_DATA_:
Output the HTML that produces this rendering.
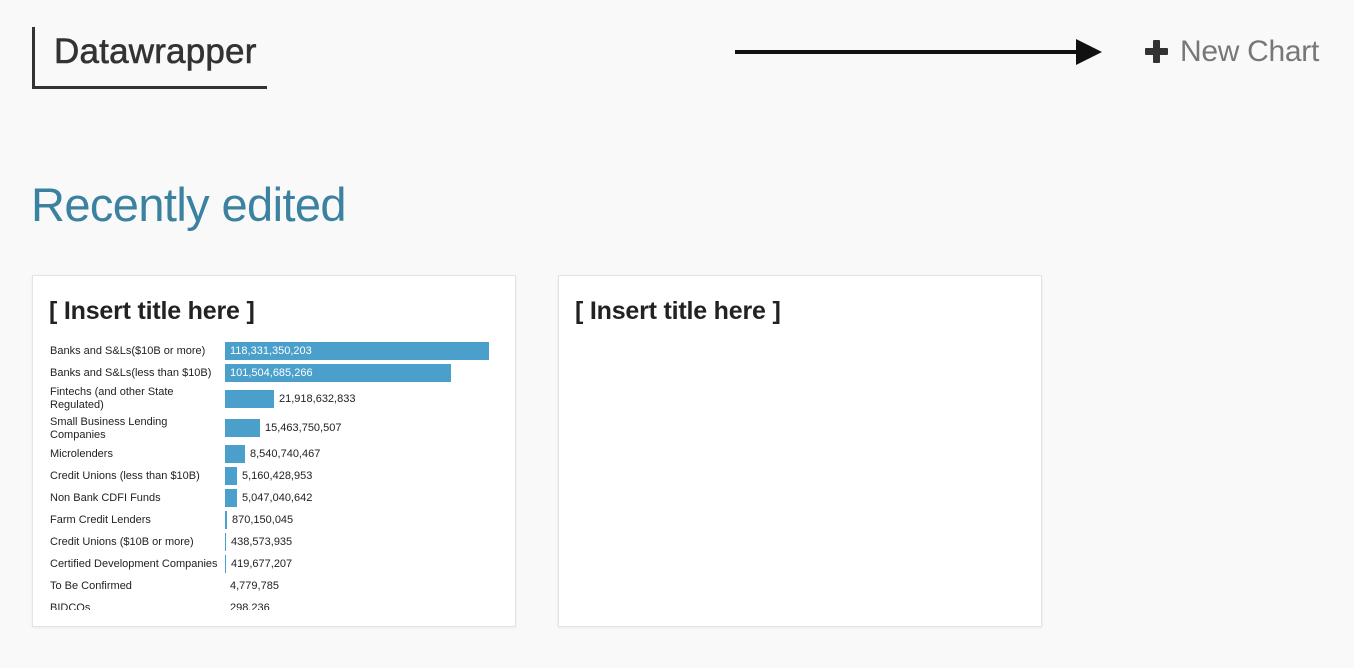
<!DOCTYPE html>
<html><head><meta charset="utf-8"><style>
body{margin:0;width:1354px;height:668px;background:#f9f9f9;font-family:"Liberation Sans",Arial,sans-serif;position:relative;overflow:hidden}
.abs{position:absolute}
.card{position:absolute;top:275px;width:482px;height:350px;background:#fff;border:1px solid #e3e3e3;box-shadow:0 1px 3px rgba(0,0,0,.06);overflow:hidden}
.card h2{position:absolute;left:16px;top:21px;margin:0;font-size:25px;font-weight:bold;color:#222;letter-spacing:-0.2px}
.lab{position:absolute;left:17px;font-size:11px;color:#222;line-height:13px;width:170px}
.bar{position:absolute;left:192px;height:18px;background:#4a9fcb}
.val{position:absolute;font-size:11px;color:#222;line-height:13px}
</style></head><body>
<div class="abs" style="left:32px;top:27px;width:3px;height:62px;background:#333"></div>
<div class="abs" style="left:32px;top:86px;width:235px;height:3px;background:#333"></div>
<div class="abs" style="left:54px;top:32px;font-size:35px;color:#333;letter-spacing:0.2px;-webkit-text-stroke:0.6px #333">Datawrapper</div>
<div class="abs" style="left:735px;top:50px;width:345px;height:4px;background:#111"></div>
<svg class="abs" style="left:1076px;top:39px" width="26" height="26"><polygon points="0,0 26,13 0,26" fill="#111"/></svg>
<svg class="abs" style="left:1145px;top:40px" width="23" height="23"><rect x="8" y="0" width="7" height="23" rx="1" fill="#333"/><rect x="0" y="8" width="23" height="7" rx="1" fill="#333"/></svg>
<div class="abs" style="left:1180px;top:35px;font-size:30px;color:#777;letter-spacing:-0.3px">New Chart</div>
<div class="abs" style="left:31px;top:177px;font-size:47px;color:#3a82a0;letter-spacing:-0.6px">Recently edited</div>

<div class="card" style="left:32px">
<h2>[ Insert title here ]</h2>
<div class="lab" style="top:69px">Banks and S&amp;Ls($10B or more)</div>
<div class="bar" style="top:66px;width:264px"></div><div class="val" style="left:197px;top:69px;color:#fff">118,331,350,203</div>
<div class="lab" style="top:91px">Banks and S&amp;Ls(less than $10B)</div>
<div class="bar" style="top:88px;width:226px"></div><div class="val" style="left:197px;top:91px;color:#fff">101,504,685,266</div>
<div class="lab" style="top:110px">Fintechs (and other State Regulated)</div>
<div class="bar" style="top:114px;width:49px"></div><div class="val" style="left:246px;top:117px">21,918,632,833</div>
<div class="lab" style="top:140px">Small Business Lending Companies</div>
<div class="bar" style="top:143px;width:35px"></div><div class="val" style="left:232px;top:146px">15,463,750,507</div>
<div class="lab" style="top:172px">Microlenders</div>
<div class="bar" style="top:169px;width:20px"></div><div class="val" style="left:217px;top:172px">8,540,740,467</div>
<div class="lab" style="top:194px">Credit Unions (less than $10B)</div>
<div class="bar" style="top:191px;width:12px"></div><div class="val" style="left:209px;top:194px">5,160,428,953</div>
<div class="lab" style="top:216px">Non Bank CDFI Funds</div>
<div class="bar" style="top:213px;width:12px"></div><div class="val" style="left:209px;top:216px">5,047,040,642</div>
<div class="lab" style="top:238px">Farm Credit Lenders</div>
<div class="bar" style="top:235px;width:2px"></div><div class="val" style="left:199px;top:238px">870,150,045</div>
<div class="lab" style="top:260px">Credit Unions ($10B or more)</div>
<div class="bar" style="top:257px;width:1px"></div><div class="val" style="left:198px;top:260px">438,573,935</div>
<div class="lab" style="top:282px">Certified Development Companies</div>
<div class="bar" style="top:279px;width:1px"></div><div class="val" style="left:198px;top:282px">419,677,207</div>
<div class="lab" style="top:304px">To Be Confirmed</div>
<div class="val" style="left:197px;top:304px">4,779,785</div>
<div class="abs" style="left:0;top:326px;width:482px;height:8px;overflow:hidden">
<div class="lab" style="top:0">BIDCOs</div><div class="val" style="left:197px;top:0">298,236</div></div>
</div>
<div class="card" style="left:558px"><h2>[ Insert title here ]</h2></div>
</body></html>
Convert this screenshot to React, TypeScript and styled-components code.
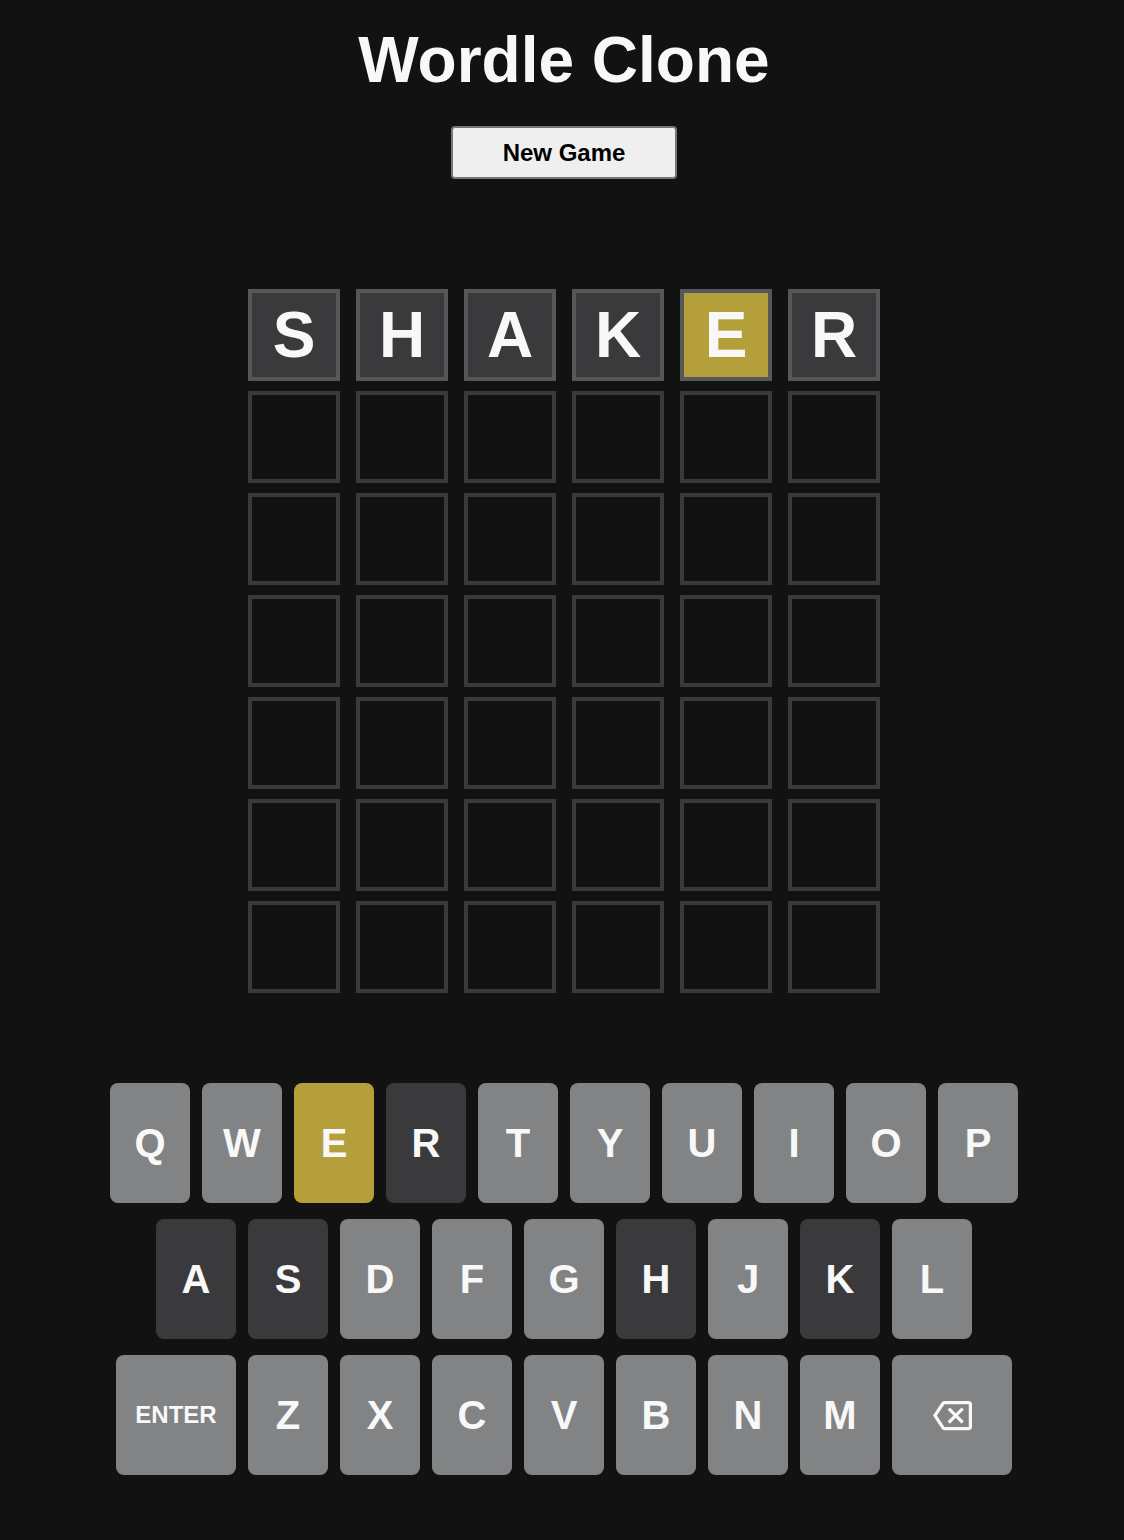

_TO BE DONE_: Restate the whole listing above exactly, please, omitting every image.

_THE COMPLETED TASK_:
Output the HTML that produces this rendering.
<!DOCTYPE html>
<html><head><meta charset="utf-8"><style>
body{margin:0;width:1354px;height:668px;background:#f9f9f9;font-family:"Liberation Sans",Arial,sans-serif;position:relative;overflow:hidden}
.abs{position:absolute}
.card{position:absolute;top:275px;width:482px;height:350px;background:#fff;border:1px solid #e3e3e3;box-shadow:0 1px 3px rgba(0,0,0,.06);overflow:hidden}
.card h2{position:absolute;left:16px;top:21px;margin:0;font-size:25px;font-weight:bold;color:#222;letter-spacing:-0.2px}
.lab{position:absolute;left:17px;font-size:11px;color:#222;line-height:13px;width:170px}
.bar{position:absolute;left:192px;height:18px;background:#4a9fcb}
.val{position:absolute;font-size:11px;color:#222;line-height:13px}
</style></head><body>
<div class="abs" style="left:32px;top:27px;width:3px;height:62px;background:#333"></div>
<div class="abs" style="left:32px;top:86px;width:235px;height:3px;background:#333"></div>
<div class="abs" style="left:54px;top:32px;font-size:35px;color:#333;letter-spacing:0.2px;-webkit-text-stroke:0.6px #333">Datawrapper</div>
<div class="abs" style="left:735px;top:50px;width:345px;height:4px;background:#111"></div>
<svg class="abs" style="left:1076px;top:39px" width="26" height="26"><polygon points="0,0 26,13 0,26" fill="#111"/></svg>
<svg class="abs" style="left:1145px;top:40px" width="23" height="23"><rect x="8" y="0" width="7" height="23" rx="1" fill="#333"/><rect x="0" y="8" width="23" height="7" rx="1" fill="#333"/></svg>
<div class="abs" style="left:1180px;top:35px;font-size:30px;color:#777;letter-spacing:-0.3px">New Chart</div>
<div class="abs" style="left:31px;top:177px;font-size:47px;color:#3a82a0;letter-spacing:-0.6px">Recently edited</div>

<div class="card" style="left:32px">
<h2>[ Insert title here ]</h2>
<div class="lab" style="top:69px">Banks and S&amp;Ls($10B or more)</div>
<div class="bar" style="top:66px;width:264px"></div><div class="val" style="left:197px;top:69px;color:#fff">118,331,350,203</div>
<div class="lab" style="top:91px">Banks and S&amp;Ls(less than $10B)</div>
<div class="bar" style="top:88px;width:226px"></div><div class="val" style="left:197px;top:91px;color:#fff">101,504,685,266</div>
<div class="lab" style="top:110px">Fintechs (and other State Regulated)</div>
<div class="bar" style="top:114px;width:49px"></div><div class="val" style="left:246px;top:117px">21,918,632,833</div>
<div class="lab" style="top:140px">Small Business Lending Companies</div>
<div class="bar" style="top:143px;width:35px"></div><div class="val" style="left:232px;top:146px">15,463,750,507</div>
<div class="lab" style="top:172px">Microlenders</div>
<div class="bar" style="top:169px;width:20px"></div><div class="val" style="left:217px;top:172px">8,540,740,467</div>
<div class="lab" style="top:194px">Credit Unions (less than $10B)</div>
<div class="bar" style="top:191px;width:12px"></div><div class="val" style="left:209px;top:194px">5,160,428,953</div>
<div class="lab" style="top:216px">Non Bank CDFI Funds</div>
<div class="bar" style="top:213px;width:12px"></div><div class="val" style="left:209px;top:216px">5,047,040,642</div>
<div class="lab" style="top:238px">Farm Credit Lenders</div>
<div class="bar" style="top:235px;width:2px"></div><div class="val" style="left:199px;top:238px">870,150,045</div>
<div class="lab" style="top:260px">Credit Unions ($10B or more)</div>
<div class="bar" style="top:257px;width:1px"></div><div class="val" style="left:198px;top:260px">438,573,935</div>
<div class="lab" style="top:282px">Certified Development Companies</div>
<div class="bar" style="top:279px;width:1px"></div><div class="val" style="left:198px;top:282px">419,677,207</div>
<div class="lab" style="top:304px">To Be Confirmed</div>
<div class="val" style="left:197px;top:304px">4,779,785</div>
<div class="abs" style="left:0;top:326px;width:482px;height:8px;overflow:hidden">
<div class="lab" style="top:0">BIDCOs</div><div class="val" style="left:197px;top:0">298,236</div></div>
</div>
<div class="card" style="left:558px"><h2>[ Insert title here ]</h2></div>
</body></html>
Convert this screenshot to React, TypeScript and styled-components code.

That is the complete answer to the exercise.